___ RECORD LIST ___
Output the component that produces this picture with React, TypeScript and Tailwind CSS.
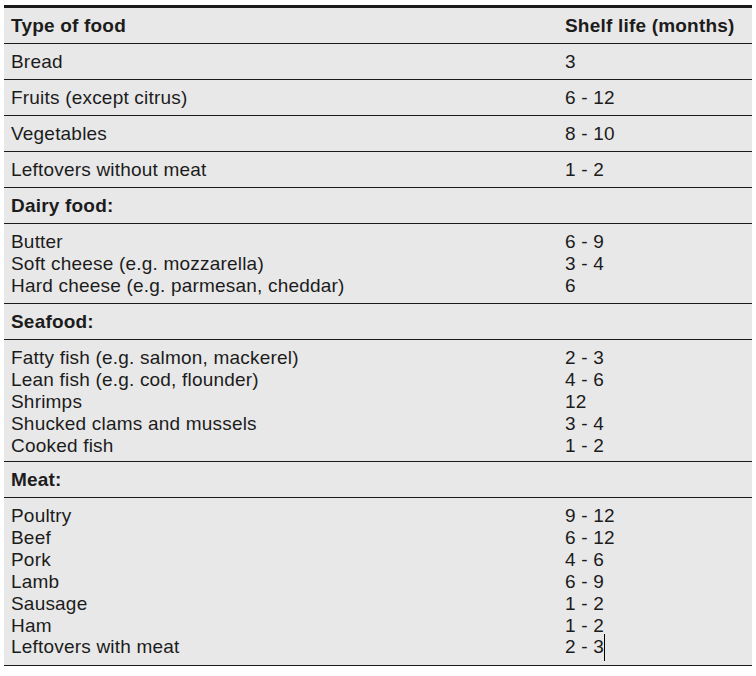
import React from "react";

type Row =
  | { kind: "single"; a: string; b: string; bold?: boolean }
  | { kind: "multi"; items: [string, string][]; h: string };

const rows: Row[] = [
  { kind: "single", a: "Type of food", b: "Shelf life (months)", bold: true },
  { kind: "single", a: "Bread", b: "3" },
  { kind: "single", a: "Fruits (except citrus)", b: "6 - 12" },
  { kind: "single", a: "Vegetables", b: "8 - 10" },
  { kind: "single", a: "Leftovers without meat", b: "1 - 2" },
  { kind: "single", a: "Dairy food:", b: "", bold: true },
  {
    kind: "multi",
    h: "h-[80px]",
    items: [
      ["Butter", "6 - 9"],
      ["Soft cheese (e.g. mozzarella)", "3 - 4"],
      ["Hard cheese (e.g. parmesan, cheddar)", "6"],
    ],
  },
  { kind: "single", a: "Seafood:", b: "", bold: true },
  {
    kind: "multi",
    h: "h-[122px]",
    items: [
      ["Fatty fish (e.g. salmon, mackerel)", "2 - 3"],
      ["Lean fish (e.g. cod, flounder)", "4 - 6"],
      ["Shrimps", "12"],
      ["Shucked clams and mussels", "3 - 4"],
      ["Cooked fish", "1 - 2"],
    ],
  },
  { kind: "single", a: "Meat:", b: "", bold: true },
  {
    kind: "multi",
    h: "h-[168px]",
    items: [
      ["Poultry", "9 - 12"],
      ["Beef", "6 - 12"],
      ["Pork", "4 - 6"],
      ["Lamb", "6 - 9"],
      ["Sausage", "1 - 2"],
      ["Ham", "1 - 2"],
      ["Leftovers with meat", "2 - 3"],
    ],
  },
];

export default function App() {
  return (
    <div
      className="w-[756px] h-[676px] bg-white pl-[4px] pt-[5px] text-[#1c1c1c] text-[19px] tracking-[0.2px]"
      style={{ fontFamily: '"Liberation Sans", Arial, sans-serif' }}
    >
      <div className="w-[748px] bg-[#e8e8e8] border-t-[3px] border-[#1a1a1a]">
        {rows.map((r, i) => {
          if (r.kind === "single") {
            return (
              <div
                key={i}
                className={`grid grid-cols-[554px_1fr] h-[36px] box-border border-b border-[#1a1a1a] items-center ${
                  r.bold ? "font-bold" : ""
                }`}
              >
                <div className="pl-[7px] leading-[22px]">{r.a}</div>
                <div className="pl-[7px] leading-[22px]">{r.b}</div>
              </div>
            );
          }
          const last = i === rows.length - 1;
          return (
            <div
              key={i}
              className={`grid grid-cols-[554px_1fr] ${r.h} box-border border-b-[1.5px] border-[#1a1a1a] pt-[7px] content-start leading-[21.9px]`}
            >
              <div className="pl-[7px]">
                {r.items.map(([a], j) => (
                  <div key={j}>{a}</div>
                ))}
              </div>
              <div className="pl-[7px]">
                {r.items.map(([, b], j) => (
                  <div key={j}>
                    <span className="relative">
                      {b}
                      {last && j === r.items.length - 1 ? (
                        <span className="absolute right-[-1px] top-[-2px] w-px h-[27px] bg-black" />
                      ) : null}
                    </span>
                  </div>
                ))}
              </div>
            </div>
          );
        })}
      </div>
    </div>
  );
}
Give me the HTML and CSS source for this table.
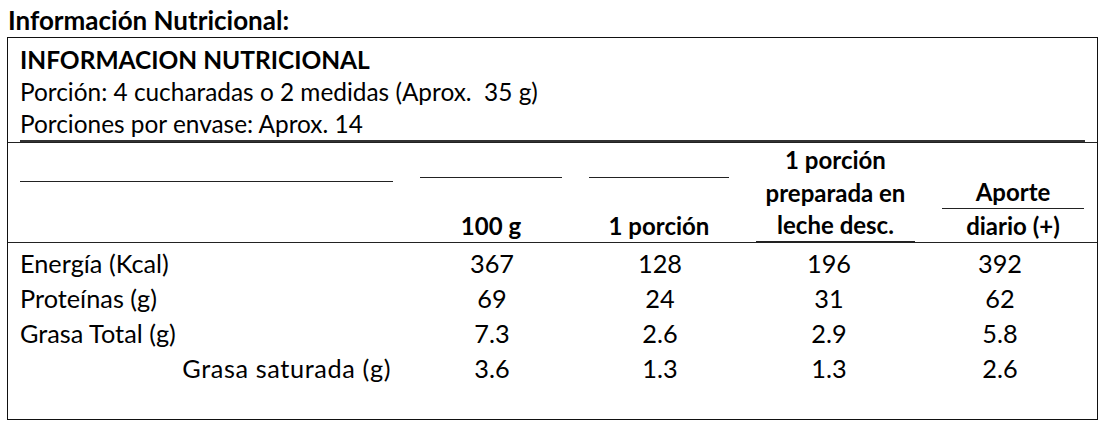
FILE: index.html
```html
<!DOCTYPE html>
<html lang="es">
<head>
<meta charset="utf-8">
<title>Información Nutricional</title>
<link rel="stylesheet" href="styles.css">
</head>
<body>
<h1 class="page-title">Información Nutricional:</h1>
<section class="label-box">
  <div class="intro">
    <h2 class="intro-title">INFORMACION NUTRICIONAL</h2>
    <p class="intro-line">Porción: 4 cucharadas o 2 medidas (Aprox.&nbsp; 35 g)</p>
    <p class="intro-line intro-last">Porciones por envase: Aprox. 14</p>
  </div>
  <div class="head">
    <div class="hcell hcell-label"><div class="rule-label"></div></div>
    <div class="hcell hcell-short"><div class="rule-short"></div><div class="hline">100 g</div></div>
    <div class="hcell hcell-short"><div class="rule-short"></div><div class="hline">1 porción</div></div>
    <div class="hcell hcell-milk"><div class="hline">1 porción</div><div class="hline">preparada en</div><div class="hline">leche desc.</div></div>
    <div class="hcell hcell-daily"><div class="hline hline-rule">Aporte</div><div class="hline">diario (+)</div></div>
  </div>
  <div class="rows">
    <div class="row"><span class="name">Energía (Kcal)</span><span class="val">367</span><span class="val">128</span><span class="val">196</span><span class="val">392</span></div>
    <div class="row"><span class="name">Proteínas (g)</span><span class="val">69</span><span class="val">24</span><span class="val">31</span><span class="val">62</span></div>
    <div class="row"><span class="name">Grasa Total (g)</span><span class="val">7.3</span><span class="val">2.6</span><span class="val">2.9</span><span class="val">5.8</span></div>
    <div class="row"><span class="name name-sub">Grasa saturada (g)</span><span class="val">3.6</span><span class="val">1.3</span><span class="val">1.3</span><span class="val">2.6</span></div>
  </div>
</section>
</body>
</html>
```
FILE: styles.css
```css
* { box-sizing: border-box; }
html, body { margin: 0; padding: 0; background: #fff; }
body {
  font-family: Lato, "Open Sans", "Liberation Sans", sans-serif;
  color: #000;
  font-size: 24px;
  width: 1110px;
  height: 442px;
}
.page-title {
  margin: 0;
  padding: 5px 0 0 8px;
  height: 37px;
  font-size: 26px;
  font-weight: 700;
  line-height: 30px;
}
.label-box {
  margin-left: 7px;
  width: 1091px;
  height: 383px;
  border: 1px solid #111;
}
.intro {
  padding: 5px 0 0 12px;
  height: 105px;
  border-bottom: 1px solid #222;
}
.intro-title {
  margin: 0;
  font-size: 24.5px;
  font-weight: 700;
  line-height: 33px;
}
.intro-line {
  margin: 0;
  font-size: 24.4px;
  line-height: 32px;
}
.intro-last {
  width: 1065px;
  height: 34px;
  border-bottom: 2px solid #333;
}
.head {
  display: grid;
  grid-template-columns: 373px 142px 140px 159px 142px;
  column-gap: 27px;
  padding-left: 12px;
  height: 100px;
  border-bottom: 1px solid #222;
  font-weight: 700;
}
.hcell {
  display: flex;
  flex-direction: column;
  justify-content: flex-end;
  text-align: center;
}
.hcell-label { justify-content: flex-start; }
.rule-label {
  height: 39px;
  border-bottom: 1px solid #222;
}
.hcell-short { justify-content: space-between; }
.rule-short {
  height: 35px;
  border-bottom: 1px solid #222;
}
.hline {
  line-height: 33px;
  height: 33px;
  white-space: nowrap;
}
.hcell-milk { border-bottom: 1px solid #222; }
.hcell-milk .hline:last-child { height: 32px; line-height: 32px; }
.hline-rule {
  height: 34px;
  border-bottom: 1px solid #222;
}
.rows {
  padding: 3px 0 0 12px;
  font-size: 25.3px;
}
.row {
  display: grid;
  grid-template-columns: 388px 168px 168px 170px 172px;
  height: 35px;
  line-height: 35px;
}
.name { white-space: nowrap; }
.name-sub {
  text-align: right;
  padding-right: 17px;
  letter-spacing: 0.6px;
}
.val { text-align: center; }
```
___
§ STATED PROBLEM
Begin at the top of the records above and retype each line exactly until the line containing "items: [string, string][];", which is included. Skip all pictures.

§ WORKED SOLUTION
Output the component that produces this picture with React, TypeScript and Tailwind CSS.
import React from "react";

type Row =
  | { kind: "single"; a: string; b: string; bold?: boolean }
  | { kind: "multi"; items: [string, string][]; h: string };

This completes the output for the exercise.